## Exercise
Set down the material below in full, matching it exactly.

## Source excerpt

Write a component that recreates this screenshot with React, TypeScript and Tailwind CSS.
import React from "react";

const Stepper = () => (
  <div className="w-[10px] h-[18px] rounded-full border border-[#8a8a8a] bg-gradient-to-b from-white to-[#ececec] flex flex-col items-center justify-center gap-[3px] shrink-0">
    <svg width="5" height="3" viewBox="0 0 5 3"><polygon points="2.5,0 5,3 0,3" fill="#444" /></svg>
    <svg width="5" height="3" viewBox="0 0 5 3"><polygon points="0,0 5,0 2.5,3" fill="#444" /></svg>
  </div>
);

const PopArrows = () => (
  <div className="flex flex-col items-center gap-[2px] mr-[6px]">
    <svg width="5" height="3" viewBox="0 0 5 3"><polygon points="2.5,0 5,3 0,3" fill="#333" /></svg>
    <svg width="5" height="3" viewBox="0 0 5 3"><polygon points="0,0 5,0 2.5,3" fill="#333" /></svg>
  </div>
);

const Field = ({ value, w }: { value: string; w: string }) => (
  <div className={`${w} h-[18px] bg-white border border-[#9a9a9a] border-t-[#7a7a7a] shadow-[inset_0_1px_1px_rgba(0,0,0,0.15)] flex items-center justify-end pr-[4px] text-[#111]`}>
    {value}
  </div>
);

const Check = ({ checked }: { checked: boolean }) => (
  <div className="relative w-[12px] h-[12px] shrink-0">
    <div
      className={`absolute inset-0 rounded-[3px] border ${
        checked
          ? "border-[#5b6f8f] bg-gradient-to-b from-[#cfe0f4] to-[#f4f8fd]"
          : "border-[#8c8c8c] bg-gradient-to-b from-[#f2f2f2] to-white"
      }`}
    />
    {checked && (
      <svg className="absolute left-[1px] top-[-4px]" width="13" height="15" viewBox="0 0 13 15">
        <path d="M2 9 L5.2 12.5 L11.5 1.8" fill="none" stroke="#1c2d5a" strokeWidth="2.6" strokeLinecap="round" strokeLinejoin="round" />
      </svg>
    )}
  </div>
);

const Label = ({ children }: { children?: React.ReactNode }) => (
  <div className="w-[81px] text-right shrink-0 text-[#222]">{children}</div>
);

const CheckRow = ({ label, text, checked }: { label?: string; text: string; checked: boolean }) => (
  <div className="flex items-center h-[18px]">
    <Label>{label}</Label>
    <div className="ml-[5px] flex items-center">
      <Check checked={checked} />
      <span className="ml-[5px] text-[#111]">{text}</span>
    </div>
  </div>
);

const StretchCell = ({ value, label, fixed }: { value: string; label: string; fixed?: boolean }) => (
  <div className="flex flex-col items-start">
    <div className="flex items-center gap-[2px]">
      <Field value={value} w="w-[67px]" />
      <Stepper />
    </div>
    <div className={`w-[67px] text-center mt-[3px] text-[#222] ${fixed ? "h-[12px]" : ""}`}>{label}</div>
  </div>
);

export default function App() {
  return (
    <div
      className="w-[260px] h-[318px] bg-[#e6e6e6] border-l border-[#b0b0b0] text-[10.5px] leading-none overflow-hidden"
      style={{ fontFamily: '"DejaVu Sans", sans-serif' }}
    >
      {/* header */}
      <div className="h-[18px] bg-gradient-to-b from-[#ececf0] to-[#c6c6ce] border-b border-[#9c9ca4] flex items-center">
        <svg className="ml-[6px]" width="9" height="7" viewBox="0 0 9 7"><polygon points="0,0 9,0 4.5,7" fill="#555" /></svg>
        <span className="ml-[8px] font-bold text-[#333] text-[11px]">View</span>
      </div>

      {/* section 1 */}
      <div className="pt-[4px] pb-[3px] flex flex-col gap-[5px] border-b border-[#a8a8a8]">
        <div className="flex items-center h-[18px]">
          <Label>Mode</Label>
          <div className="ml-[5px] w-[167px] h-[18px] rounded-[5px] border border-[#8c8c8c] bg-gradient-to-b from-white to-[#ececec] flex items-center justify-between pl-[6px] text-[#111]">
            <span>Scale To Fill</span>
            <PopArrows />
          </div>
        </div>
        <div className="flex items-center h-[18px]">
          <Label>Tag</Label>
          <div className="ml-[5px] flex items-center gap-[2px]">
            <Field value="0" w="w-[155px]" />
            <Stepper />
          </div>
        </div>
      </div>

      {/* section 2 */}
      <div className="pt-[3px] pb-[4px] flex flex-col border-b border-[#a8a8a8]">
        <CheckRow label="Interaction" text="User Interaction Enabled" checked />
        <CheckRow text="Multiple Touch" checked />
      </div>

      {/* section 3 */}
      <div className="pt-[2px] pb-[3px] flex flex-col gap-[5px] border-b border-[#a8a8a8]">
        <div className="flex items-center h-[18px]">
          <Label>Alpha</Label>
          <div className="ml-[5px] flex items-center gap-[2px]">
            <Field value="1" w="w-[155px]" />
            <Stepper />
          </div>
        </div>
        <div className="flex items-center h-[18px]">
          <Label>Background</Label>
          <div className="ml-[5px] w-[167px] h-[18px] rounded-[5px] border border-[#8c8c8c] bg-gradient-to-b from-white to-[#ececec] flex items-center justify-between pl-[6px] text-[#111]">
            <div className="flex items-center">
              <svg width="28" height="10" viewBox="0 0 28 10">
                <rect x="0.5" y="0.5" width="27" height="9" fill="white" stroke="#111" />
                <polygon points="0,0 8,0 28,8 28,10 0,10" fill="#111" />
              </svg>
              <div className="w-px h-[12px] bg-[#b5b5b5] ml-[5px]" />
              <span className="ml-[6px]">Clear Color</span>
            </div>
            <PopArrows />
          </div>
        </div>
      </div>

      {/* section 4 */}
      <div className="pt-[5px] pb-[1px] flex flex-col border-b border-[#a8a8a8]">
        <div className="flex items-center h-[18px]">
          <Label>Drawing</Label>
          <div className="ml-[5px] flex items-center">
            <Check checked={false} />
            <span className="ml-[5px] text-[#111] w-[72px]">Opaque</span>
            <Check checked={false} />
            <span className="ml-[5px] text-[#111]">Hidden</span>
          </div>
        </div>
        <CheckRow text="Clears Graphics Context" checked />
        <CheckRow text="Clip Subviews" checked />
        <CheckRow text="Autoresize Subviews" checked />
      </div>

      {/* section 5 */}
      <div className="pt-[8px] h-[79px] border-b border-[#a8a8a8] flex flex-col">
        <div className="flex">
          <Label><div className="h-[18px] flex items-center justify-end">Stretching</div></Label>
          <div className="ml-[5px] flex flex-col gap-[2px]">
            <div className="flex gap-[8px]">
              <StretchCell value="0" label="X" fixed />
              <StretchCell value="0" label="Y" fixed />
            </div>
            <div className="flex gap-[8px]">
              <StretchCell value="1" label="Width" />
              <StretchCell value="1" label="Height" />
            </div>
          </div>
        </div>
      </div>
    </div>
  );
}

## Correct response
Write a component that recreates this screenshot with React, TypeScript and Tailwind CSS.
import React from "react";

const Stepper = () => (
  <div className="w-[10px] h-[18px] rounded-full border border-[#8a8a8a] bg-gradient-to-b from-white to-[#ececec] flex flex-col items-center justify-center gap-[3px] shrink-0">
    <svg width="5" height="3" viewBox="0 0 5 3"><polygon points="2.5,0 5,3 0,3" fill="#444" /></svg>
    <svg width="5" height="3" viewBox="0 0 5 3"><polygon points="0,0 5,0 2.5,3" fill="#444" /></svg>
  </div>
);

const PopArrows = () => (
  <div className="flex flex-col items-center gap-[2px] mr-[6px]">
    <svg width="5" height="3" viewBox="0 0 5 3"><polygon points="2.5,0 5,3 0,3" fill="#333" /></svg>
    <svg width="5" height="3" viewBox="0 0 5 3"><polygon points="0,0 5,0 2.5,3" fill="#333" /></svg>
  </div>
);

const Field = ({ value, w }: { value: string; w: string }) => (
  <div className={`${w} h-[18px] bg-white border border-[#9a9a9a] border-t-[#7a7a7a] shadow-[inset_0_1px_1px_rgba(0,0,0,0.15)] flex items-center justify-end pr-[4px] text-[#111]`}>
    {value}
  </div>
);

const Check = ({ checked }: { checked: boolean }) => (
  <div className="relative w-[12px] h-[12px] shrink-0">
    <div
      className={`absolute inset-0 rounded-[3px] border ${
        checked
          ? "border-[#5b6f8f] bg-gradient-to-b from-[#cfe0f4] to-[#f4f8fd]"
          : "border-[#8c8c8c] bg-gradient-to-b from-[#f2f2f2] to-white"
      }`}
    />
    {checked && (
      <svg className="absolute left-[1px] top-[-4px]" width="13" height="15" viewBox="0 0 13 15">
        <path d="M2 9 L5.2 12.5 L11.5 1.8" fill="none" stroke="#1c2d5a" strokeWidth="2.6" strokeLinecap="round" strokeLinejoin="round" />
      </svg>
    )}
  </div>
);

const Label = ({ children }: { children?: React.ReactNode }) => (
  <div className="w-[81px] text-right shrink-0 text-[#222]">{children}</div>
);

const CheckRow = ({ label, text, checked }: { label?: string; text: string; checked: boolean }) => (
  <div className="flex items-center h-[18px]">
    <Label>{label}</Label>
    <div className="ml-[5px] flex items-center">
      <Check checked={checked} />
      <span className="ml-[5px] text-[#111]">{text}</span>
    </div>
  </div>
);

const StretchCell = ({ value, label, fixed }: { value: string; label: string; fixed?: boolean }) => (
  <div className="flex flex-col items-start">
    <div className="flex items-center gap-[2px]">
      <Field value={value} w="w-[67px]" />
      <Stepper />
    </div>
    <div className={`w-[67px] text-center mt-[3px] text-[#222] ${fixed ? "h-[12px]" : ""}`}>{label}</div>
  </div>
);

export default function App() {
  return (
    <div
      className="w-[260px] h-[318px] bg-[#e6e6e6] border-l border-[#b0b0b0] text-[10.5px] leading-none overflow-hidden"
      style={{ fontFamily: '"DejaVu Sans", sans-serif' }}
    >
      {/* header */}
      <div className="h-[18px] bg-gradient-to-b from-[#ececf0] to-[#c6c6ce] border-b border-[#9c9ca4] flex items-center">
        <svg className="ml-[6px]" width="9" height="7" viewBox="0 0 9 7"><polygon points="0,0 9,0 4.5,7" fill="#555" /></svg>
        <span className="ml-[8px] font-bold text-[#333] text-[11px]">View</span>
      </div>

      {/* section 1 */}
      <div className="pt-[4px] pb-[3px] flex flex-col gap-[5px] border-b border-[#a8a8a8]">
        <div className="flex items-center h-[18px]">
          <Label>Mode</Label>
          <div className="ml-[5px] w-[167px] h-[18px] rounded-[5px] border border-[#8c8c8c] bg-gradient-to-b from-white to-[#ececec] flex items-center justify-between pl-[6px] text-[#111]">
            <span>Scale To Fill</span>
            <PopArrows />
          </div>
        </div>
        <div className="flex items-center h-[18px]">
          <Label>Tag</Label>
          <div className="ml-[5px] flex items-center gap-[2px]">
            <Field value="0" w="w-[155px]" />
            <Stepper />
          </div>
        </div>
      </div>

      {/* section 2 */}
      <div className="pt-[3px] pb-[4px] flex flex-col border-b border-[#a8a8a8]">
        <CheckRow label="Interaction" text="User Interaction Enabled" checked />
        <CheckRow text="Multiple Touch" checked />
      </div>

      {/* section 3 */}
      <div className="pt-[2px] pb-[3px] flex flex-col gap-[5px] border-b border-[#a8a8a8]">
        <div className="flex items-center h-[18px]">
          <Label>Alpha</Label>
          <div className="ml-[5px] flex items-center gap-[2px]">
            <Field value="1" w="w-[155px]" />
            <Stepper />
          </div>
        </div>
        <div className="flex items-center h-[18px]">
          <Label>Background</Label>
          <div className="ml-[5px] w-[167px] h-[18px] rounded-[5px] border border-[#8c8c8c] bg-gradient-to-b from-white to-[#ececec] flex items-center justify-between pl-[6px] text-[#111]">
            <div className="flex items-center">
              <svg width="28" height="10" viewBox="0 0 28 10">
                <rect x="0.5" y="0.5" width="27" height="9" fill="white" stroke="#111" />
                <polygon points="0,0 8,0 28,8 28,10 0,10" fill="#111" />
              </svg>
              <div className="w-px h-[12px] bg-[#b5b5b5] ml-[5px]" />
              <span className="ml-[6px]">Clear Color</span>
            </div>
            <PopArrows />
          </div>
        </div>
      </div>

      {/* section 4 */}
      <div className="pt-[5px] pb-[1px] flex flex-col border-b border-[#a8a8a8]">
        <div className="flex items-center h-[18px]">
          <Label>Drawing</Label>
          <div className="ml-[5px] flex items-center">
            <Check checked={false} />
            <span className="ml-[5px] text-[#111] w-[72px]">Opaque</span>
            <Check checked={false} />
            <span className="ml-[5px] text-[#111]">Hidden</span>
          </div>
        </div>
        <CheckRow text="Clears Graphics Context" checked />
        <CheckRow text="Clip Subviews" checked />
        <CheckRow text="Autoresize Subviews" checked />
      </div>

      {/* section 5 */}
      <div className="pt-[8px] h-[79px] border-b border-[#a8a8a8] flex flex-col">
        <div className="flex">
          <Label><div className="h-[18px] flex items-center justify-end">Stretching</div></Label>
          <div className="ml-[5px] flex flex-col gap-[2px]">
            <div className="flex gap-[8px]">
              <StretchCell value="0" label="X" fixed />
              <StretchCell value="0" label="Y" fixed />
            </div>
            <div className="flex gap-[8px]">
              <StretchCell value="1" label="Width" />
              <StretchCell value="1" label="Height" />
            </div>
          </div>
        </div>
      </div>
    </div>
  );
}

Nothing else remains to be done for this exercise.